Wood Retaining Wall Basics 101

A wood retaining wall can be an important addition to your property. The first thing though is learning what you need to know about this type of reinforcement wall. There are many reasons this type of project can be useful and in some cases necessary. This can be a project you may be able to do yourself but when in doubt you may want to hire a professional builder or landscaper to get the job done.

The most important thing to keep in mind is the severity of the slope and the need for strength of your wall. For anything that needs to be strong you must hire a professional to get the job done.

Here are a few of the basic things to know about a wood retaining wall:

Wood Retaining Wall

  • A retaining wall like this is generally used to hold back soil and dirt. This is most commonly used for a planting bed or for an area with a hillside, slope or otherwise uneven earth.
  • You do not have to use wood although many people prefer to use this material. Other popular choices include stone or poured concrete. Each style has its pros and cons but for this article the focus will be on a wood retaining wall.
  • For many people who have a sloped yard this is the only way in which you can successfully plant anything. If you are in the process of trying to sell your home, fixing some of the slant issues with the yard can be accomplished by using reinforcement walls.

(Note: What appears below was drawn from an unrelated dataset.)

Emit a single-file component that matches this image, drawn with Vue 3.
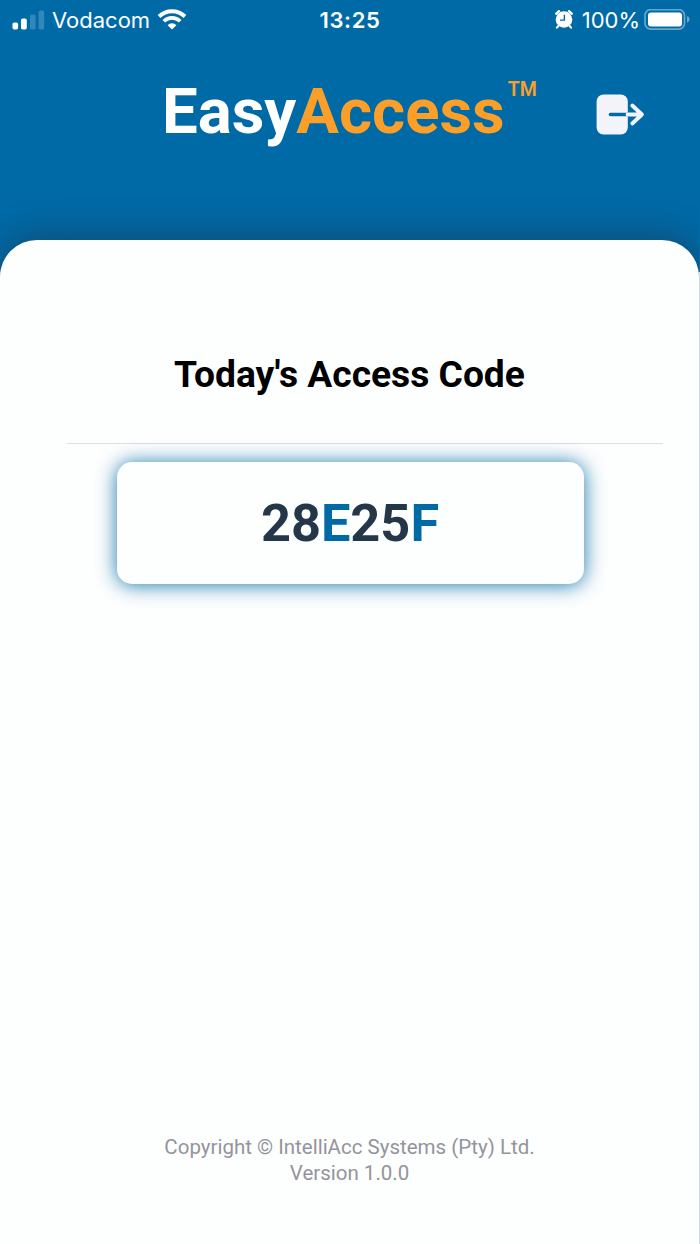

If you are sure that the job is small enough for you to manage, without the need for a professional then you can set forward with getting the materials and supplies needed to do this project yourself. Even if you do decide to hire a pro, some of the steps involved will still require your attention.

Getting Started with Your Wood Retaining Wall

It should come as no surprise that the first thing you need to do is decide where you want your reinforcement wall to be located. You may even be adding this wall between two existing beds to create more shape or to create more of a focal point. Even if you are hiring a professional they will need to know exactly where it is you want your retaining wall to be located.

Once you have the location you will follow these general steps. Keep in mind you should reference more detailed user guides to get the job done. When in doubt or if the job is more severe, make sure you rely on an expert. Remember to also check with your county about codes and requirements before starting a project like this.

  • Using a shovel or similar tool, remove the area of earth where the wall will be placed. There are important steps to take concerning measuring and roping off the area which should be researched before getting to the post placement.
  • Cut your boards to the desired length. Make sure you also allow for how tall you want your wall after the posts are sunk into the ground. From here you will dig your holes and sink your posts.
  • Pour and level the concrete then allow to dry and settle for at least a week. If you have several damp days you may need to prolong this time frame.
  • For the remaining wall boards you can cut your wood or buy the wood already cut to the desired and appropriate size. Place these boards between the posts and bolt into place. This is an important step as it helps ensure the strength and sturdiness of your overall wood retaining wall.
  • The next step is to dig your ditch. By using a ditch approximately a few 2 inch diameter tunnels that allow a way for the water to drain. Keep them small enough to not compromise the strength of the wall. Fill these drainage passages with gravel to prevent them from caving in.
  • The final step is to backfill the cut. This is done to offer more support for the foundation and structure of the wood retaining wall and also allow for drainage. Fill this area with a minimum of 6 inches of gravel and then top it off with soil.

Things to Keep in Mind

You have the basics for how to build your wall. There are still a few important things to keep in mind though. For instance:

  • Yards with drainage issues would be best worked on by a professional contractor. Even if you are trying to save a few dollars by making this a do-it-yourself project you could end up doing more harm than good if the job is too much for you to handle. Having these issues fixed at a later date will cost you much more than getting it done right in the first place.
  • If you decide to take the project on yourself also make sure that you do not situate the wall so that the drainage runs towards the foundation of your home. This can cause severe structural damage to your home and end up costing a large amount of money to reverse and repair.
  • Keep in mind your retaining wall will act similar to a dam because it is ding back soil as well as the added weight from water. If you do not allow for a way for proper drainage then you could cause the wall to buckle or have other issues. For this reason, in some areas walls over two feet may be subject to permit requirements. Make sure you get yourself covered when it comes to anything you build on your property.
  • Tilting the wall slightly forward will help prevent certain pressure problems. Also if soil and water build up press against the wall, over time this will only cause the wall to be upright instead of tilted the wrong way. It would take many more years to finally tilt the wall in the opposite direction.